What's more, by ignoring the less cut-throat elements of human behavior certain economists have neatly used something akin to a tautology to smuggle in their political beliefs. If you believe that humans only act in their own self interest then it follows that you'll have system that venerates this.

It's definitely true that assumptions about rational self-interested actors don't necessarily lead to right-wing world views, but I do think such a position eliminates from the start more some of the more interesting leftish ideas out there. I don't see this as such a problem when it comes to pure economics but it bugs me more when economics starts venturing into the worlds of sociology and political science (public choice stuff in particular*). I also think that the aforementioned assumptions do leave the right with a larger hamper to smuggle in their politics.

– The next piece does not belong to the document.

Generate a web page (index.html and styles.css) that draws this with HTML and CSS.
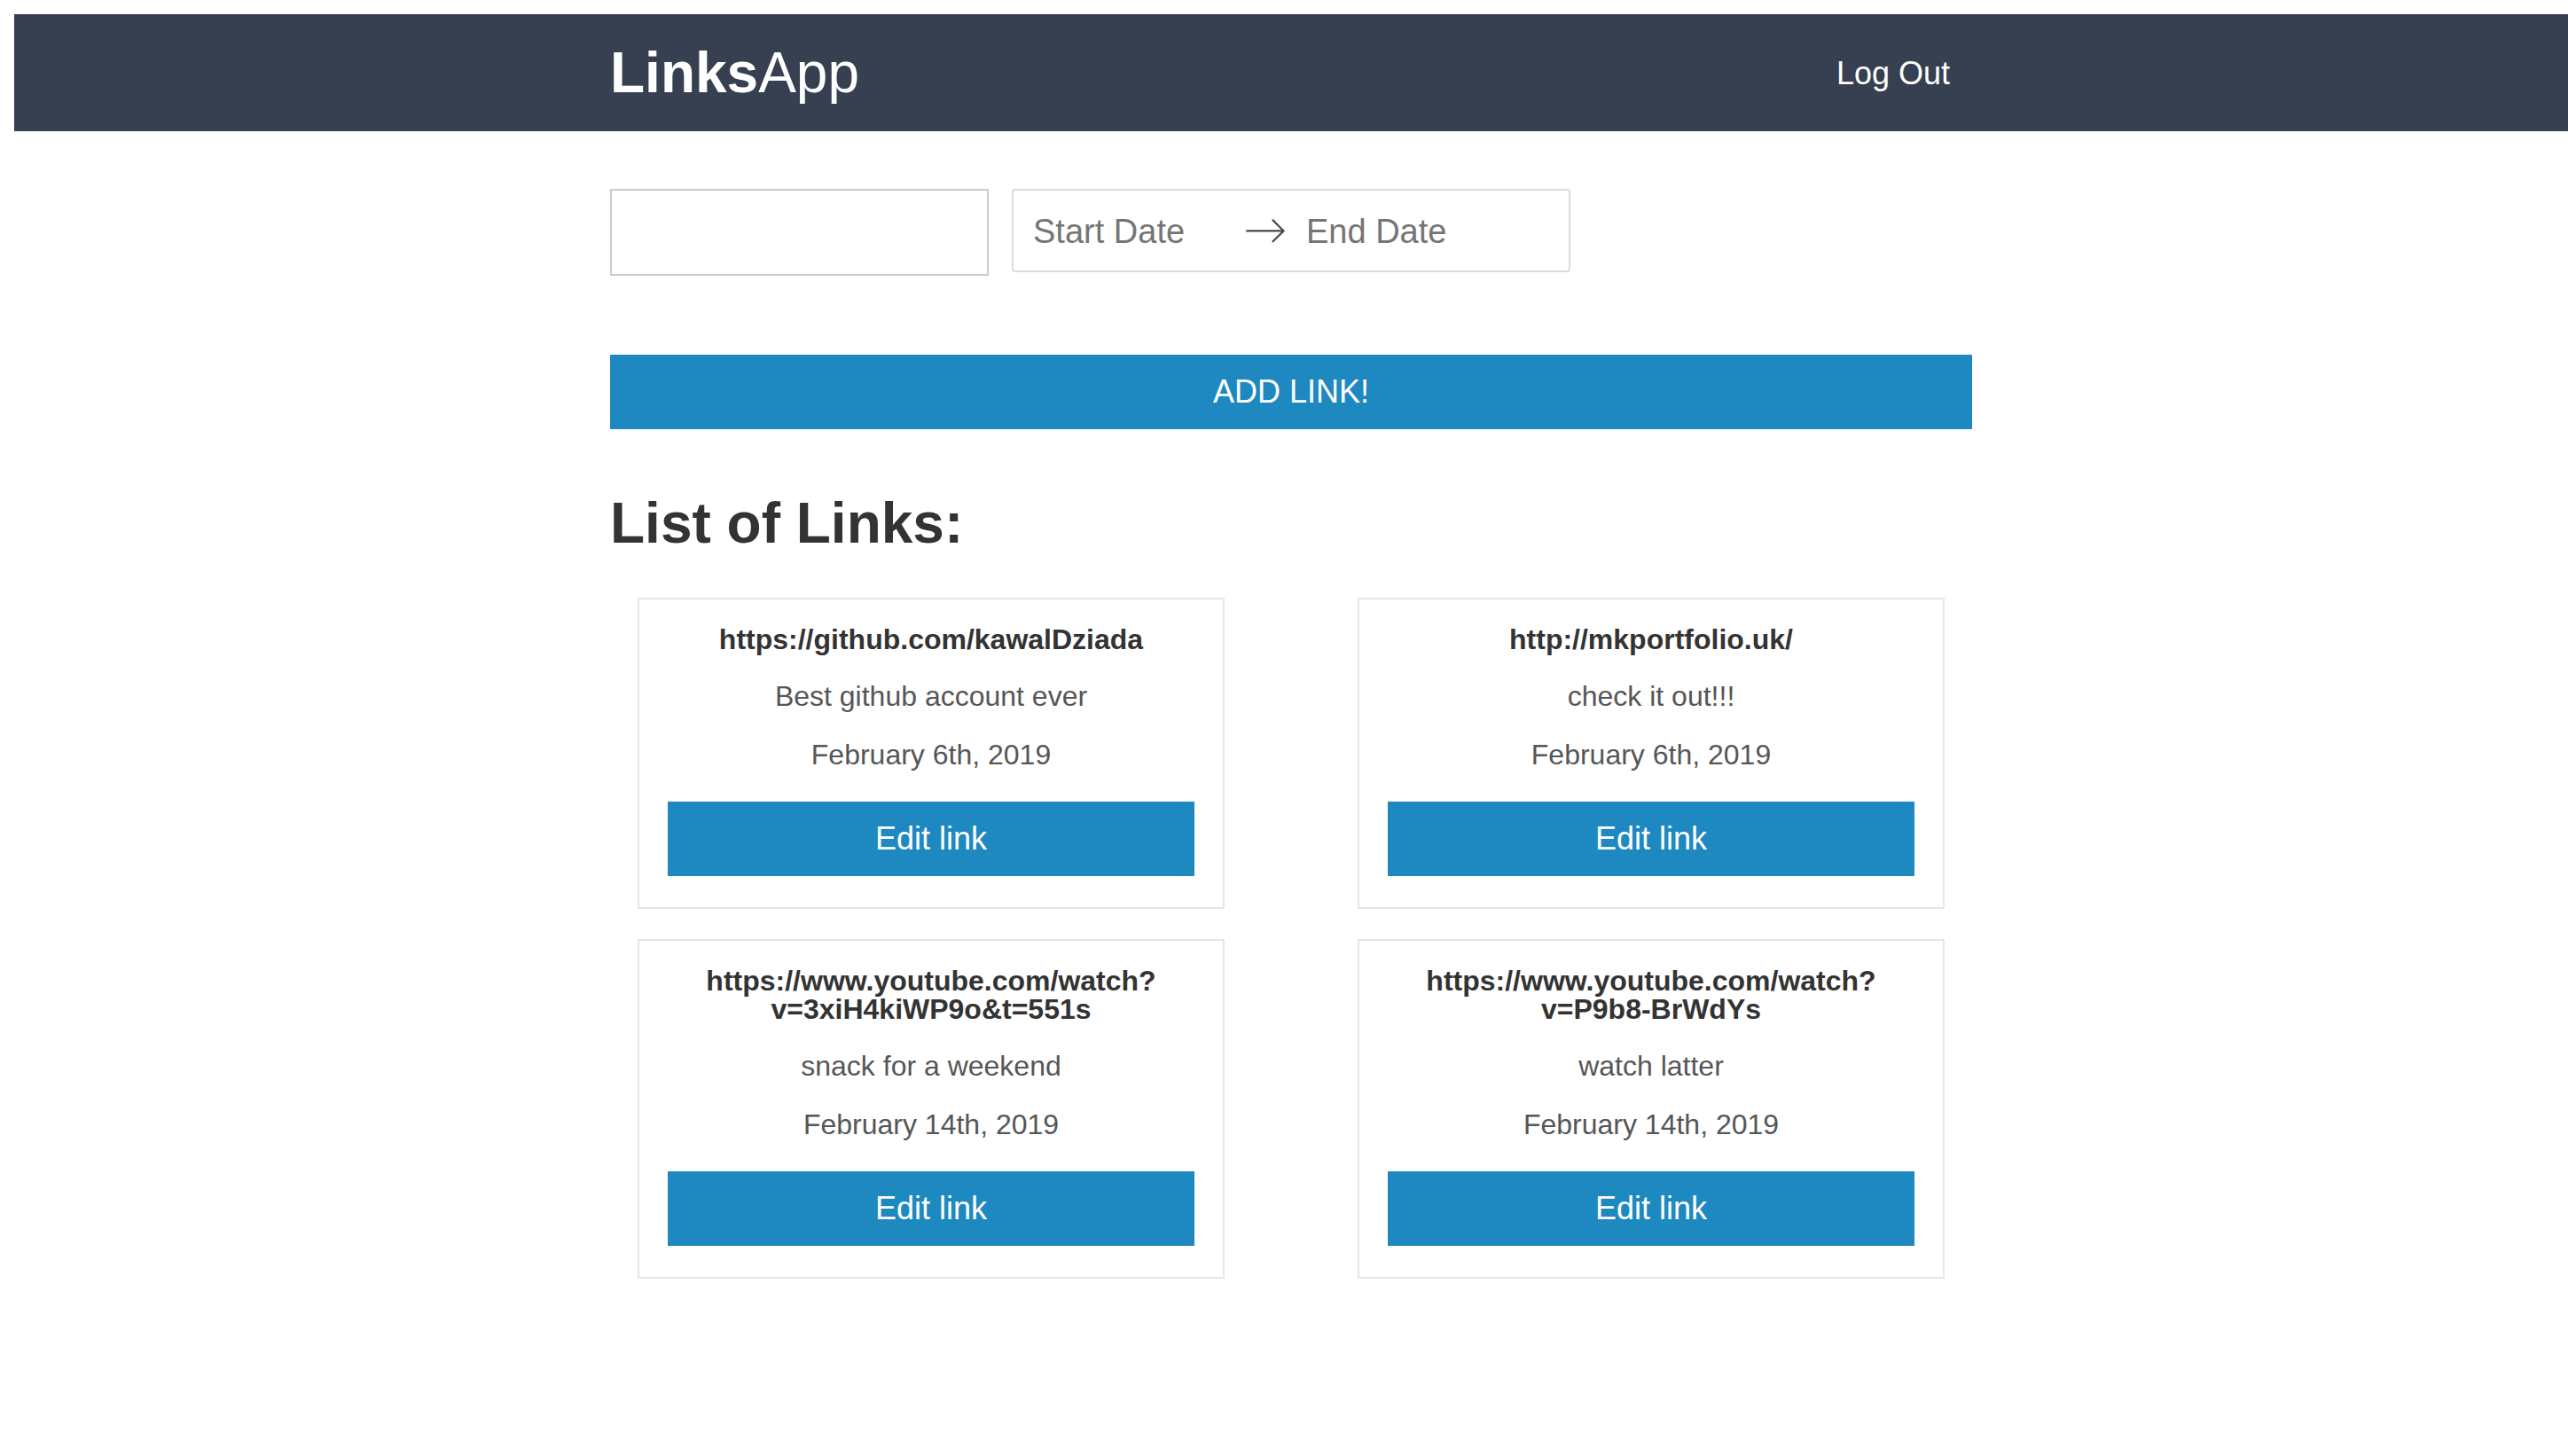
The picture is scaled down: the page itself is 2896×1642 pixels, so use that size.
FILE: index.html
```html
<!DOCTYPE html>
<html lang="en">
<head>
<meta charset="utf-8">
<title>LinksApp</title>
<link rel="stylesheet" href="styles.css">
</head>
<body>
<header class="topbar">
  <div class="topbar-inner">
    <div class="logo"><span class="logo-bold">Links</span>App</div>
    <a class="logout">Log Out</a>
  </div>
</header>
<main class="container">
  <div class="filters">
    <input class="text-input" type="text">
    <div class="date-range">
      <div class="date-input">Start Date</div>
      <svg class="date-arrow" viewBox="0 0 1000 1000"><path d="M694 242l249 250c12 11 12 21 1 32L694 773c-5 5-10 7-16 7s-11-2-16-7c-11-10-11-21 0-32l210-210H68c-13 0-23-10-23-23s10-23 23-23h806L662 275c-21-22 11-54 32-33z"/></svg>
      <div class="date-input">End Date</div>
    </div>
  </div>
  <button class="add-btn">Add link!</button>
  <h1 class="list-title">List of Links:</h1>
  <div class="cards">
    <div class="card">
      <div class="url">https://github.com/kawalDziada</div>
      <div class="desc">Best github account ever</div>
      <div class="desc">February 6th, 2019</div>
      <button class="edit-btn">Edit link</button>
    </div>
    <div class="card">
      <div class="url">http://mkportfolio.uk/</div>
      <div class="desc">check it out!!!</div>
      <div class="desc">February 6th, 2019</div>
      <button class="edit-btn">Edit link</button>
    </div>
    <div class="card">
      <div class="url">https://www.youtube.com/watch?<wbr>v=3xiH4kiWP9o&amp;t=551s</div>
      <div class="desc">snack for a weekend</div>
      <div class="desc">February 14th, 2019</div>
      <button class="edit-btn">Edit link</button>
    </div>
    <div class="card">
      <div class="url">https://www.youtube.com/watch?<wbr>v=P9b8-BrWdYs</div>
      <div class="desc">watch latter</div>
      <div class="desc">February 14th, 2019</div>
      <button class="edit-btn">Edit link</button>
    </div>
  </div>
</main>
</body>
</html>
```
FILE: styles.css
```css
html, body {
  background: #ffffff;
}
body {
  margin: 16px 0 0 16px;
  font-family: "Liberation Sans", Arial, Helvetica, sans-serif;
  color: #333333;
}
.topbar {
  background: #364050;
  height: 132px;
}
.topbar-inner {
  width: 1536px;
  height: 100%;
  margin: 0 auto;
  display: flex;
  align-items: center;
  justify-content: space-between;
  box-sizing: border-box;
  padding-right: 25px;
}
.logo {
  color: #ffffff;
  font-size: 64px;
  line-height: 73px;
  font-weight: 400;
  padding-top: 1px;
}
.logo-bold {
  font-weight: 700;
}
.logout {
  color: #ffffff;
  font-size: 36px;
  line-height: 41px;
  cursor: pointer;
}
.container {
  width: 1536px;
  margin: 0 auto;
  padding-top: 65px;
}
.filters {
  display: flex;
  align-items: flex-start;
  gap: 26px;
}
.text-input {
  width: 427px;
  height: 98px;
  box-sizing: border-box;
  border: 2px solid #cbcbcb;
  margin: 0;
  padding: 0 20px;
  font-size: 32px;
  background: #fff;
}
.date-range {
  display: flex;
  align-items: center;
  border: 2px solid #dbdbdb;
  border-radius: 4px;
  padding-right: 58px;
  background: #fff;
}
.date-input {
  width: 260px;
  box-sizing: border-box;
  padding: 22px 22px 16px;
  border-bottom: 4px solid transparent;
  font-size: 38px;
  line-height: 48px;
  color: #757575;
}
.date-arrow {
  width: 48px;
  height: 48px;
  fill: #484848;
  flex: none;
}
.add-btn {
  display: block;
  width: 100%;
  height: 84px;
  margin-top: 89px;
  border: none;
  padding: 0;
  background: #1e88c0;
  color: #ffffff;
  font-family: inherit;
  font-size: 36px;
  line-height: 84px;
  text-transform: uppercase;
}
.list-title {
  margin: 69px 0 47px;
  font-size: 64px;
  line-height: 74px;
  font-weight: 700;
  color: #333333;
}
.cards {
  display: grid;
  grid-template-columns: 662px 662px;
  justify-content: space-between;
  row-gap: 34px;
  padding: 0 31px;
}
.card {
  border: 2px solid #e6e6e6;
  padding: 29px 32px 35px;
  display: flex;
  flex-direction: column;
  align-items: center;
  text-align: center;
}
.url {
  font-size: 32px;
  line-height: 32px;
  font-weight: 700;
  color: #333333;
}
.desc {
  margin-top: 30px;
  font-size: 32px;
  line-height: 36px;
  color: #565656;
}
.edit-btn {
  margin-top: 35px;
  width: 100%;
  height: 84px;
  border: none;
  padding: 0;
  background: #1e88c0;
  color: #ffffff;
  font-family: inherit;
  font-size: 36px;
  line-height: 84px;
}
```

Another interesting aspect of the debates, and Chris Hayes article, was the way that ideas cross the border from Heterodoxia to Orthodoxia. To the defenders of the orthodoxy this shows that everthing is ok actually, to the heterdox by the time the ideas have limped over the borders they have been tamed and robbed of much of their power. It also seemed from the discussion that even when ideas cross over, often the economists are left behind. Probably some of this is personal choice, but it also reminds me a bit of the current state of economic globalisation: we can trade (ideas) across borders, but labour stays trapped - mostly - within the nation state. What ever else you might say a bout this situation, greater immigration would certainly bring about more rapid cultural change. Presumably this would be true too when it comes to the slow tacking away of the good ship orthodoxy from rational expectations and hard line monetarism.

Slow as it is, change, however, has taken place in orthodox economics though and I think that this is something I should have emphasised more in my original post.

And, finally, I thought I should explain just why I'm interested in these sorts of debates. After all, I'm not an economist (my primary interest is in political science). Really, the reason why I blog much more about economics is that it is at the heart of many of the immediate debates in New Zealand politics and international development. And as an informed voter and NGO staff members it seems important to me to be at least broadly familiar with what is going on out there.

*To the extent that I understand it.